_Short task:_ Find how many lines contain "components" and state only that number.

_Given data:_

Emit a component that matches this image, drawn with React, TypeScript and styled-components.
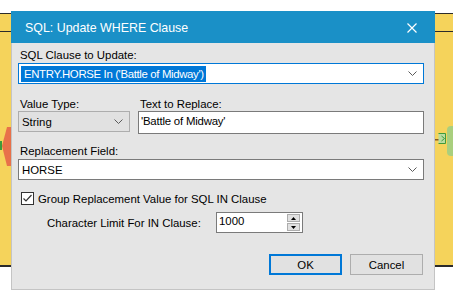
import styled, { createGlobalStyle } from "styled-components";

const Global = createGlobalStyle`
  html, body {
    margin: 0;
    padding: 0;
    background: #ffffff;
  }
  * {
    box-sizing: border-box;
  }
`;

function Chevron() {
  return (
    <svg width="9" height="5" viewBox="0 0 9 5">
      <polyline points="0.5,0.5 4.5,4.5 8.5,0.5" fill="none" stroke="#5a5a5a" strokeWidth="1" />
    </svg>
  );
}

function Backdrop() {
  return (
    <Decor width="453" height="297" viewBox="0 0 453 297">
      <polygon points="11,127 7,127 2,146 7,166 11,166" fill="#e8714a" />
      <rect x="0" y="141" width="2" height="9" fill="#3f9a3c" />
      <rect x="435" y="139" width="4" height="1.5" fill="#8a5a1e" />
      <path d="M438.5 133.5 h7 v10 h-7 M441.5 136 l3 2.5 l-3 2.5" fill="#b9dca0" stroke="#3f9a3c" strokeWidth="1" />
      <rect x="447" y="126" width="12" height="30" rx="4" fill="#a9cf7e" />
    </Decor>
  );
}

export default function App() {
  return (
    <>
      <Global />
      <Desktop>
        <TopStrip />
        <Workflow>
          <Lane />
          <Lane $grow />
        </Workflow>
        <Backdrop />
        <Dialog>
          <TitleBar>
            <Title>SQL: Update WHERE Clause</Title>
            <CloseButton>
              <svg width="10" height="10" viewBox="0 0 10 10">
                <path d="M0.5 0.5 L9.5 9.5 M9.5 0.5 L0.5 9.5" stroke="#ffffff" strokeWidth="1.2" />
              </svg>
            </CloseButton>
          </TitleBar>
          <Body>
            <Label>SQL Clause to Update:</Label>
            <Combo $focused>
              <Selected>ENTRY.HORSE In ('Battle of Midway')</Selected>
              <Chevron />
            </Combo>

            <Row>
              <Field $width={112}>
                <Label $tight>Value Type:</Label>
                <Combo $flat>
                  <ComboText>String</ComboText>
                  <Chevron />
                </Combo>
              </Field>
              <Field>
                <Label $tight>Text to Replace:</Label>
                <TextBox>'Battle of Midway'</TextBox>
              </Field>
            </Row>

            <Label $gap={10}>Replacement Field:</Label>
            <Combo>
              <ComboText>HORSE</ComboText>
              <Chevron />
            </Combo>

            <CheckRow>
              <CheckBox>
                <svg width="11" height="11" viewBox="0 0 11 11">
                  <polyline points="1.5,5.5 4,8 9.5,2" fill="none" stroke="#333333" strokeWidth="1.2" />
                </svg>
              </CheckBox>
              <span>Group Replacement Value for SQL IN Clause</span>
            </CheckRow>

            <LimitRow>
              <LimitLabel>Character Limit For IN Clause:</LimitLabel>
              <Spinner>
                <SpinValue>1000</SpinValue>
                <SpinButtons>
                  <SpinButton>
                    <svg width="5" height="3" viewBox="0 0 5 3">
                      <polygon points="0,3 5,3 2.5,0" fill="#000" />
                    </svg>
                  </SpinButton>
                  <SpinButton>
                    <svg width="5" height="3" viewBox="0 0 5 3">
                      <polygon points="0,0 5,0 2.5,3" fill="#000" />
                    </svg>
                  </SpinButton>
                </SpinButtons>
              </Spinner>
            </LimitRow>

            <Buttons>
              <Button $default>OK</Button>
              <Button>Cancel</Button>
            </Buttons>
          </Body>
        </Dialog>
      </Desktop>
    </>
  );
}

const Desktop = styled.div`
  position: relative;
  width: 453px;
  height: 297px;
  overflow: hidden;
  background: #ffffff;
  font-family: "Liberation Sans", Arial, sans-serif;
  font-size: 11.4px;
  color: #000000;
`;

const TopStrip = styled.div`
  height: 13px;
`;

const Workflow = styled.div`
  display: flex;
  flex-direction: column;
  height: 254px;
  background: #f5d35b;
  border-top: 1px solid #2b2b2b;
  border-bottom: 2px solid #2b2b2b;
`;

const Lane = styled.div<{ $grow?: boolean }>`
  height: 18px;
  border-bottom: ${(p) => (p.$grow ? "none" : "1px solid #2b2b2b")};
  flex: ${(p) => (p.$grow ? 1 : "none")};
`;

const Decor = styled.svg`
  position: absolute;
  left: 0;
  top: 0;
`;

const Dialog = styled.div`
  position: absolute;
  left: 11px;
  top: 11px;
  width: 424px;
  height: 279px;
  display: flex;
  flex-direction: column;
  background: #e5e5e5;
  border: 1px solid #c4c4c4;
  border-top: none;
`;

const TitleBar = styled.div`
  display: flex;
  align-items: center;
  justify-content: space-between;
  height: 32px;
  padding: 0 18px 0 14px;
  background: #1a90c7;
  margin: 0 -1px;
`;

const Title = styled.div`
  color: #ffffff;
  font-size: 12.4px;
  padding-top: 1px;
`;

const CloseButton = styled.div`
  display: flex;
  align-items: center;
  padding-top: 1px;
`;

const Body = styled.div`
  flex: 1;
  display: flex;
  flex-direction: column;
  padding: 5px 10px 0 6px;
`;

const Label = styled.div<{ $tight?: boolean; $gap?: number }>`
  line-height: ${(p) => (p.$tight ? 14 : 15)}px;
  padding-left: 2px;
  margin-top: ${(p) => p.$gap ?? 0}px;
  white-space: nowrap;
`;

const Combo = styled.div<{ $focused?: boolean; $flat?: boolean }>`
  display: flex;
  align-items: center;
  justify-content: space-between;
  height: 21px;
  padding: 0 6px 0 2px;
  background: ${(p) => (p.$flat ? "#e1e1e1" : "#ffffff")};
  border: 1px solid ${(p) => (p.$focused ? "#0078d7" : p.$flat ? "#adadad" : "#7a7a7a")};
`;

const Selected = styled.span`
  display: inline-block;
  background: #0078d7;
  color: #ffffff;
  line-height: 16px;
  letter-spacing: -0.35px;
  padding: 0 2px 0 3px;
`;

const ComboText = styled.span`
  padding-left: 1px;
`;

const Row = styled.div`
  display: flex;
  gap: 8px;
  margin-top: 13px;
`;

const Field = styled.div<{ $width?: number }>`
  display: flex;
  flex-direction: column;
  width: ${(p) => (p.$width ? `${p.$width}px` : "auto")};
  flex: ${(p) => (p.$width ? "none" : 1)};
`;

const TextBox = styled.div`
  height: 23px;
  padding: 3px 2px 0;
  letter-spacing: -0.2px;
  background: #ffffff;
  border: 1px solid #7a7a7a;
`;

const CheckRow = styled.div`
  display: flex;
  align-items: center;
  gap: 4px;
  margin-top: 12px;
  padding-left: 3px;
  height: 13px;
`;

const CheckBox = styled.div`
  display: flex;
  align-items: center;
  justify-content: center;
  width: 13px;
  height: 13px;
  background: #ffffff;
  border: 1px solid #333333;
`;

const LimitRow = styled.div`
  display: flex;
  align-items: center;
  margin-top: 7px;
  padding-left: 29px;
`;

const LimitLabel = styled.span`
  width: 169px;
  padding-top: 1px;
`;

const Spinner = styled.div`
  display: flex;
  justify-content: space-between;
  width: 87px;
  height: 21px;
  padding: 1px 2px 1px 2px;
  background: #ffffff;
  border: 1px solid #7a7a7a;
`;

const SpinValue = styled.span`
  line-height: 14px;
`;

const SpinButtons = styled.div`
  display: flex;
  flex-direction: column;
  gap: 1px;
`;

const SpinButton = styled.div`
  display: flex;
  align-items: center;
  justify-content: center;
  width: 13px;
  height: 8px;
  background: #e1e1e1;
  border: 1px solid #adadad;
`;

const Buttons = styled.div`
  display: flex;
  justify-content: flex-end;
  gap: 8px;
  margin-top: 21px;
  padding-right: 1px;
`;

const Button = styled.div<{ $default?: boolean }>`
  display: flex;
  align-items: center;
  justify-content: center;
  width: 73px;
  height: 21px;
  background: #e1e1e1;
  border: ${(p) => (p.$default ? "2px solid #0078d7" : "1px solid #adadad")};
`;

_Exercise result:_ 2